When to Use Semantic Search vs. Structured Queries¶
Content Chimera offers two main ways to ask questions about your data. Choosing the right one depends on what you’re looking for.
Structured Queries |
Semantic Search |
|
|---|---|---|
What it searches |
Metadata and extracted fields (titles, URLs, folders, status codes, word counts) |
The actual text content of pages |
Best for |
Counts, distributions, filtering, and comparisons |
Finding meaning, topics, and specific information |
Example |
“How many pages are in the /blog folder?” |
“What does the blog write about?” |
Example |
“Show me pages with fewer than 200 words” |
“Find pages with thin or unhelpful content” |
Example |
“What’s the distribution of content types?” |
“How does the site explain its product features?” |
Data source |
Flattened table (2xx and 3xx pages only) |
Vector database built from page content |
Speed |
Fast — runs against a structured database |
Moderate — requires AI processing per query |
You can combine both approaches. For example, use a structured query to find that 40% of pages have fewer than 300 words, then use semantic search to ask “What kind of content appears on the shortest pages?”
Tips for Semantic Search¶
Be specific when you can. “What does the /products section say about warranties?” will give better results than “Tell me about warranties.”

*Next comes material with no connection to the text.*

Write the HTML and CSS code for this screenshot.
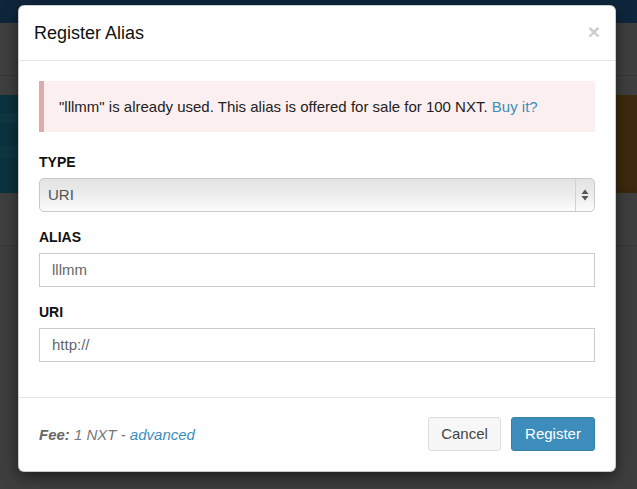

Try both angles. If a RAG-style question doesn’t find what you need, rephrase it as a broader summarization question, or vice versa.
Remember the sample caveat for RAG. RAG searches a sample of the most relevant pages, not every single page. Summarization can work against all content.
Combine with structured data. Use semantic search to understand what the content says, and structured queries to understand how much content there is and where it lives.
Load the semantic database first. If you’re getting errors or empty results, check that the vector database has been built for your crawl.